In some cases, the IR signal from the LED is too weak, due to wrong resistor values or too low voltage. Thus, it is best to hold the setup as close as possible to the receiver, to rule out the signal weakness and distance as a possible cause of error. If the air conditioner reacts to the signal, you can move  slowly away from the receiver and test again. This will be repeated until the maximum distance is found within which the A/C will receive commands from the ESP8266.

If the A/C doesn't show any reaction to the IR signal, you can check the IR LED with a smartphone camera (cameras can 'see' infrared) whether it is blinking (transmitting the IR signal).

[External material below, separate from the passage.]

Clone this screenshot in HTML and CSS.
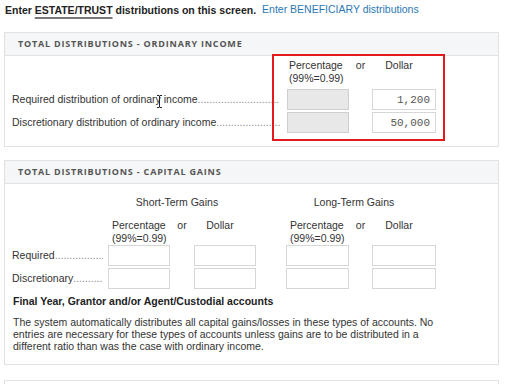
FILE: index.html
```html
<!DOCTYPE html>
<html lang="en">
<head>
    <meta charset="UTF-8">
    <title>Distributions</title>
    <link rel="stylesheet" href="styles.css">
</head>
<body>
<div class="page">
    <p class="intro"><b>Enter <span class="uline">ESTATE/TRUST</span> distributions on this screen.</b><a href="#">Enter BENEFICIARY distributions</a></p>

    <div class="panel">
        <div class="panel-head">TOTAL DISTRIBUTIONS - ORDINARY INCOME</div>
        <div class="panel-body ordinary">
            <div class="grid grid-ord">
                <span></span>
                <span class="col-pct">Percentage<br>(99%=0.99)</span>
                <span class="col-or">or</span>
                <span class="col-dol">Dollar</span>

                <label class="lead">Required distribution of ordinary income</label>
                <input type="text" class="pct" disabled>
                <span></span>
                <input type="text" value="1,200">

                <label class="lead">Discretionary distribution of ordinary income</label>
                <input type="text" class="pct" disabled>
                <span></span>
                <input type="text" value="50,000">
            </div>
            <div class="highlight"></div>
            <svg class="ibeam" width="7" height="13" viewBox="0 0 7 13"><path d="M1 .5h2l.5.5.5-.5h2M3.5 1v11M1 12.5h2l.5-.5.5.5h2" fill="none" stroke="#222" stroke-width="1"/></svg>
        </div>
    </div>

    <div class="panel">
        <div class="panel-head">TOTAL DISTRIBUTIONS - CAPITAL GAINS</div>
        <div class="panel-body">
            <div class="grid grid-cap">
                <span></span>
                <span class="group short">Short-Term Gains</span>
                <span></span>
                <span class="group long">Long-Term Gains</span>

                <span></span>
                <span class="col-pct">Percentage<br>(99%=0.99)</span>
                <span class="col-or">or</span>
                <span class="col-dol">Dollar</span>
                <span></span>
                <span class="col-pct">Percentage<br>(99%=0.99)</span>
                <span class="col-or">or</span>
                <span class="col-dol">Dollar</span>

                <label class="lead">Required</label>
                <input type="text">
                <span></span>
                <input type="text">
                <span></span>
                <input type="text">
                <span></span>
                <input type="text">

                <label class="lead">Discretionary</label>
                <input type="text">
                <span></span>
                <input type="text">
                <span></span>
                <input type="text">
                <span></span>
                <input type="text">
            </div>
            <h4>Final Year, Grantor and/or Agent/Custodial accounts</h4>
            <p class="note">The system automatically distributes all capital gains/losses in these types of accounts. No entries are necessary for these types of accounts unless gains are to be distributed in a different ratio than was the case with ordinary income.</p>
        </div>
    </div>

    <div class="panel panel-next"></div>
</div>
</body>
</html>
```

FILE: styles.css
```css
body {
    font-family: "Liberation Sans", Arial, sans-serif;
    font-size: 10.5px;
    color: #333;
    background: #fff;
    margin: 0;
    padding: 0;
}
.page {
    padding: 2px 0 0 4px;
    width: 495px;
}
.intro {
    margin: 0 0 14px 1px;
    line-height: 16px;
    color: #222;
}
.uline {
    text-decoration: underline;
    text-decoration-color: #777;
    text-decoration-thickness: 2px;
    text-underline-offset: 3px;
}
.intro a {
    color: #2b78b4;
    text-decoration: none;
    margin-left: 6px;
    position: relative;
    top: -1px;
}
.panel {
    border: 1px solid #e2e2e2;
    margin-bottom: 13px;
}
.panel-head {
    background: #f5f6f8;
    border-bottom: 1px solid #e2e2e2;
    height: 22px;
    line-height: 22px;
    padding-left: 13px;
    font-family: "Open Sans", sans-serif;
    font-weight: 700;
    font-size: 9px;
    letter-spacing: 0.8px;
    color: #555;
}
.panel-body {
    position: relative;
    padding: 12px 7px 12px;
}
.panel-body.ordinary {
    padding: 3px 7px 13px;
}
.grid {
    display: grid;
    line-height: 13px;
    align-items: center;
}
.grid-ord {
    grid-template-columns: 275px 62px 23px 64px;
    grid-template-rows: 28px 21px 21px;
    row-gap: 2px;
}
.grid-ord > .col-pct,
.grid-ord > .col-or,
.grid-ord > .col-dol {
    align-self: start;
}
.grid-cap {
    grid-template-columns: 96px 62px 24px 62px 30px 63px 23px 64px;
    grid-template-rows: 21px 24px 21px 21px;
    row-gap: 2px;
}
.grid-cap > .col-pct,
.grid-cap > .col-or,
.grid-cap > .col-dol,
.grid-cap > .group {
    align-self: start;
}
.grid-cap > .col-pct {
    padding-left: 4px;
}
.group {
    grid-column: span 3;
    text-align: center;
    padding-right: 10px;
}
.grid-cap .group.long {
    padding-right: 14px;
}
.col-pct {
    padding-left: 2px;
    white-space: nowrap;
}
.col-or {
    text-align: center;
}
.col-dol {
    text-align: center;
    padding-right: 10px;
}
.lead {
    display: flex;
    white-space: nowrap;
    overflow: hidden;
    padding-right: 7px;
}
.grid-cap .lead {
    padding-right: 5px;
}
.lead::after {
    content: "................................................................................................................................";
    flex: 1;
    overflow: hidden;
    color: #8a8a8a;
}
input {
    box-sizing: border-box;
    height: 21px;
    width: 100%;
    margin: 0;
    padding: 0 5px;
    border: 1px solid #d6d6d6;
    background: #fff;
    font-family: "Liberation Mono", "Courier New", monospace;
    font-size: 11px;
    color: #555;
    text-align: right;
}
input.pct {
    background: #e8e8e8;
    border-color: #cfcfcf;
}
.highlight {
    position: absolute;
    left: 267px;
    top: -2px;
    width: 169px;
    height: 83px;
    border: 2px solid #e3191c;
}
.ibeam {
    position: absolute;
    left: 151px;
    top: 39px;
}
h4 {
    margin: 6px 0 9px 1px;
    font-size: 10.5px;
    color: #222;
}
.note {
    margin: 0 0 0 1px;
    line-height: 12px;
    width: 430px;
}
.panel-next {
    height: 20px;
    margin-top: 15px;
}
```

Possible error causes can be:

• wrong wiring of transistor
• wrong polarity of IR LED
• wrong pin on ESP8266
• wrong sketch on ESP8266
• power supply not sufficient

 

 

 

In case, everything works fine, you should hear a beep every 5 seconds from the AC. This indicates that a command has been received by the A/C receiver. It will not matter if the signal has been received once or is being received repeatedly, as the signal in this example contains the same command every time it is send.